Tuttavia, se il governo energico di Davide aveva consegnato al figlio un regno saldo ed unito, quello fastoso di Salomone creò i presupposti della scissione del territorio nei due regni di Giuda e di Israele, avvenuta dopo la sua morte, che segnò la decadenza della potenza ebraica, culminata con la distruzione di Gerusalemme e la deportazione a Babilonia.

A Salomone viene attribuita la composizione del "Cantico dei Cantici", uno straordinario canto d'amore su cui si concentrò, durante il Medioevo, l'esegesi e la meditazione dei maggiori mistici, che lo interpretarono come la prefigurazione dell'amore sponsale di Cristo per la Chiesa.

Pd. X, 109-114
La quinta luce, ch'è tra noi più bella,
spira di tale amor, che tutto 'l mondo
là giù ne gola
(è goloso) di saper novella:
entro v'è l'alta mente u' sì profondo
saver fu messo, che, se 'l vero è vero
a veder tanto non surse il secondo.

(non nacque mai un altro così sapiente)

I versi danteschi sono la traduzione quasi letterale del cap. 3 del Primo Libro dei Re: "Ecco ti concedo un cuore saggio e intelligente: come te non ci fu alcuno prima di te nè sorgerà dopo di te." (1 Re 3, 12)

La sapienza che Salomone aveva chiesto non era una sapienza assoluta, ma la "regal prudenza" (Pd.
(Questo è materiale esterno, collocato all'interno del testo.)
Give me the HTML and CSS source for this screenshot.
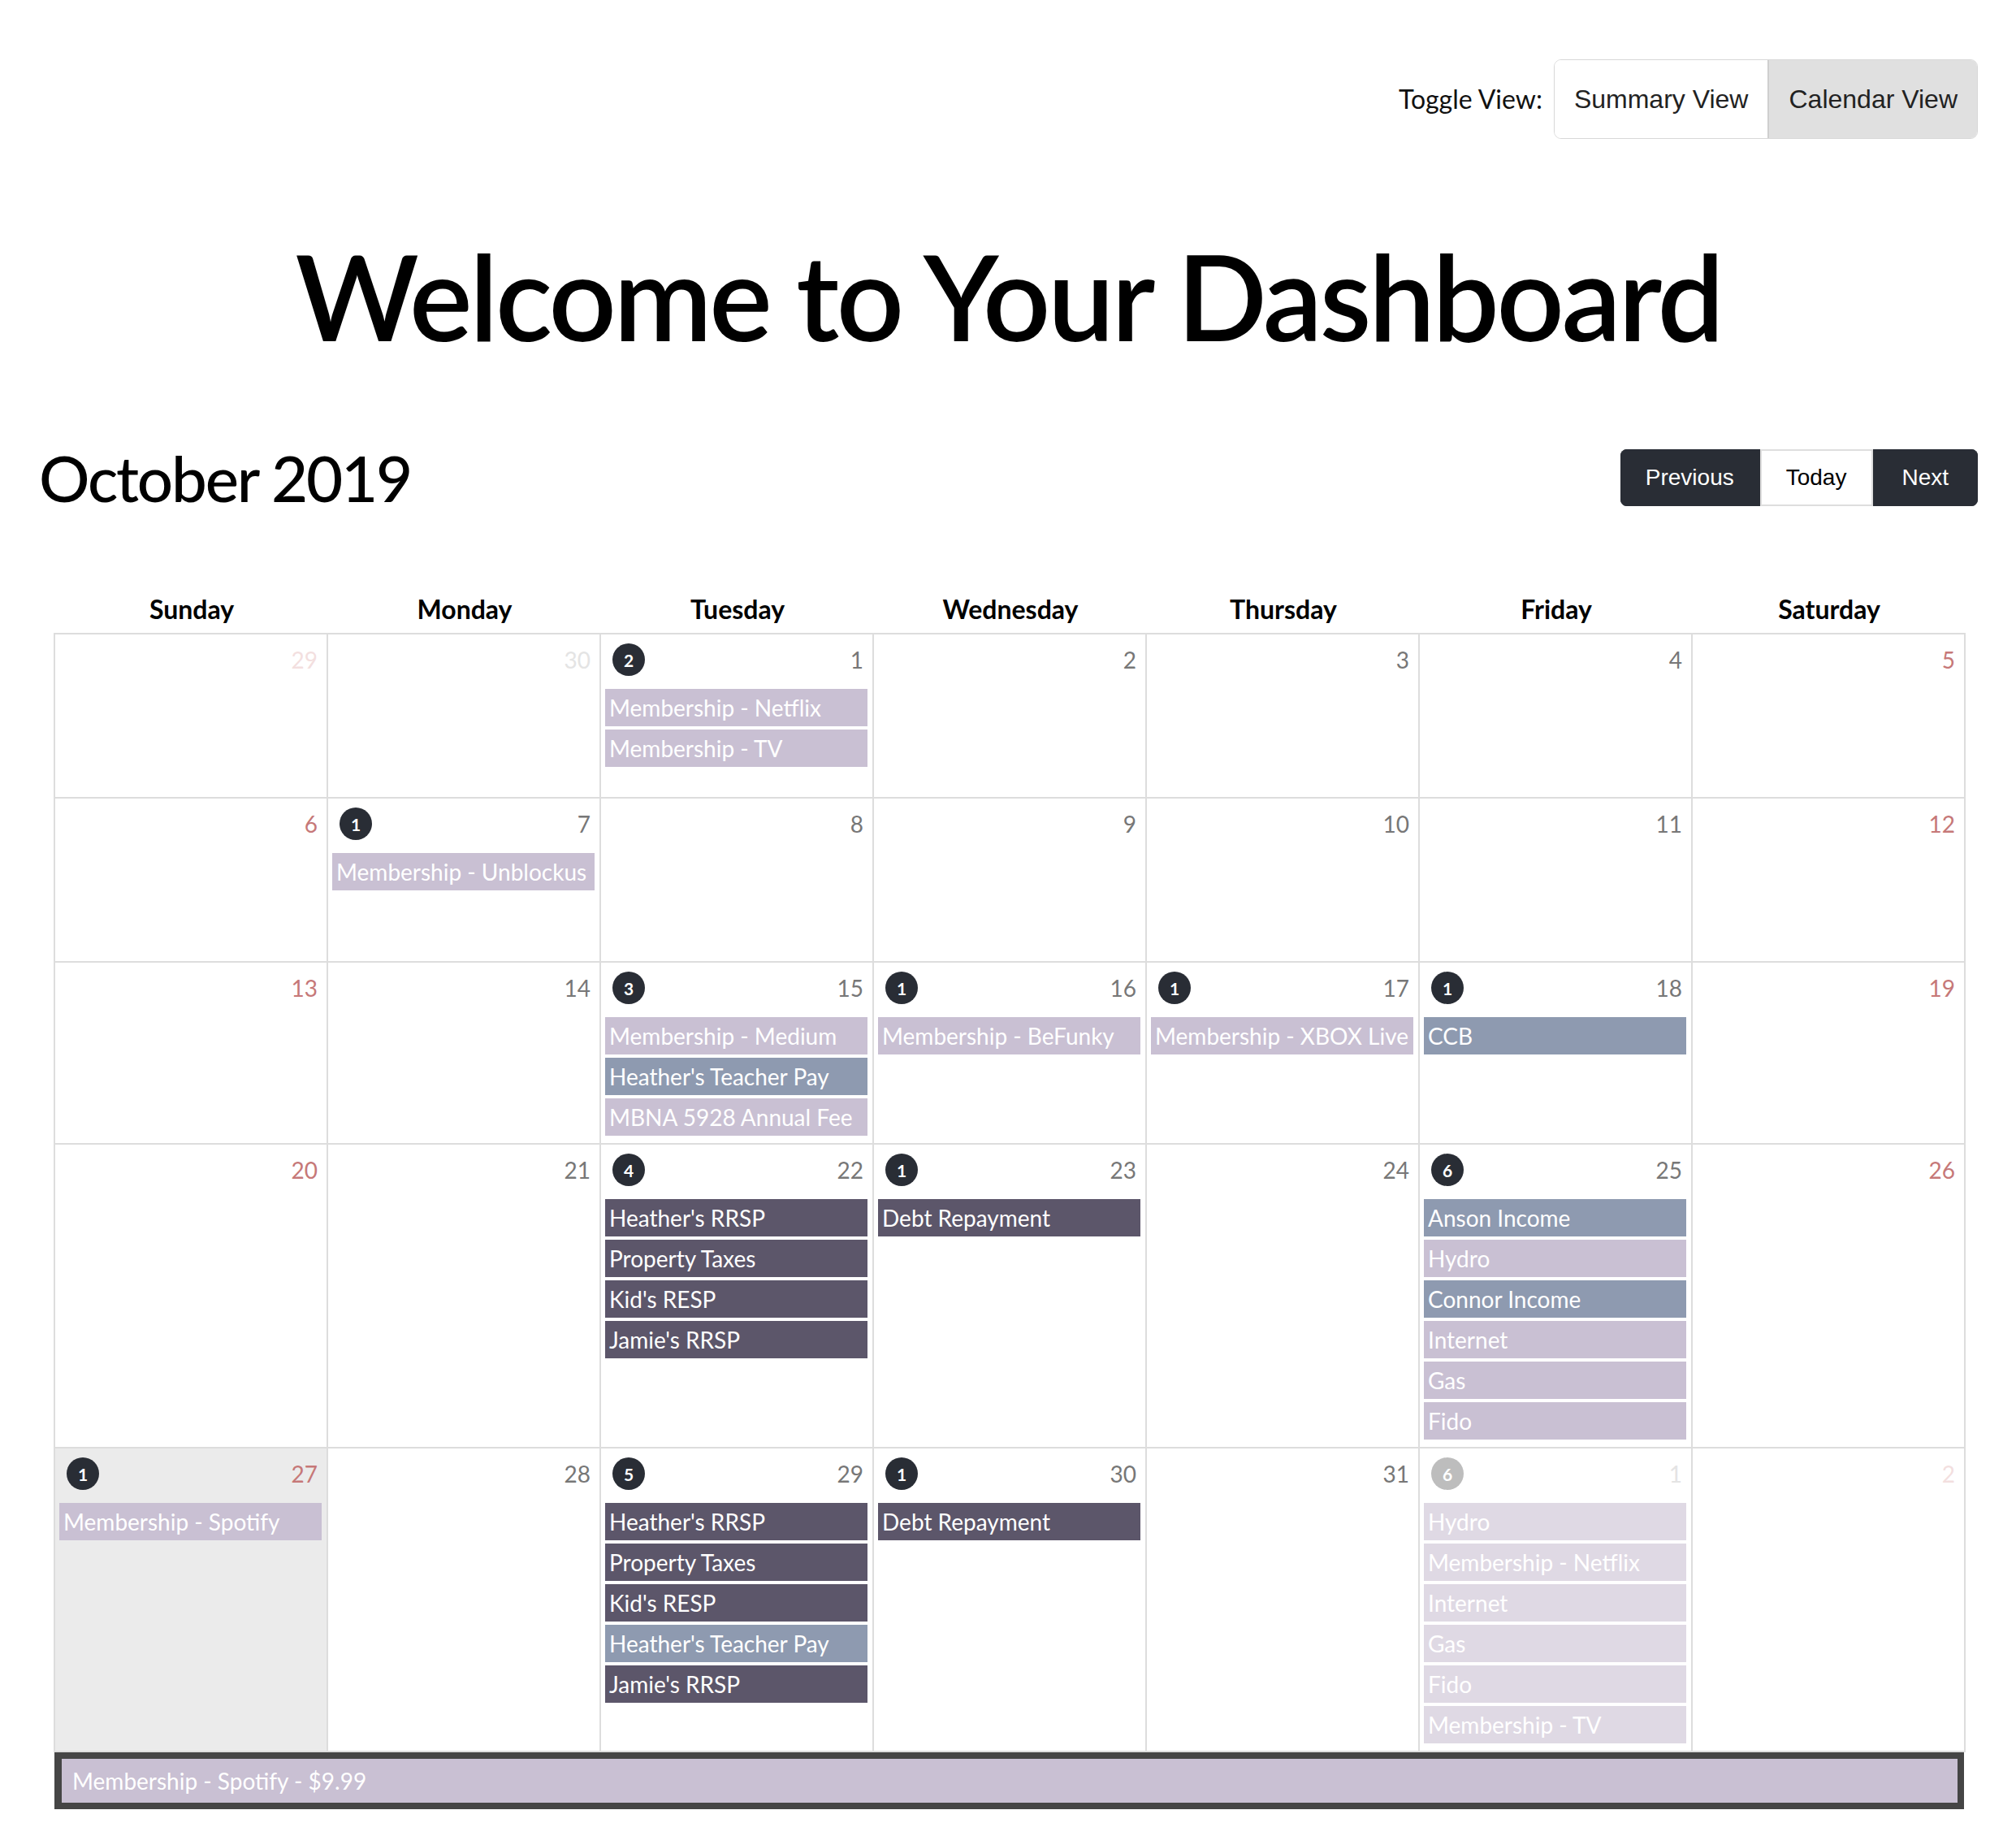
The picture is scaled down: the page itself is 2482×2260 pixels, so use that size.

XIII, 104), una sapienza strettamente legata al suo essere re ed ai doveri di discernimento e giudizio che quel ruolo comportava.
La lunga dissertazione sulla natura della sapienza di Salomone (Pd. XII, 34-111) non è esercitazione retorica o parentesi dotta nell'economia della narrazione del Paradiso.
Essa consente a Dante di prendere posizione su una questione per lui fondamentale.
Il concetto dantesco di sapienza, infatti, non si ferma alla sapienza intellettuale: viene esaltata in Salomone una sapienza che si volge ai fatti, un saper agire che è in concreta ed efficace sintonia con il pensiero divino, indagato dalla teologia, e le leggi della natura e dell'uomo, indagate dalle scienze e dalla letteratura.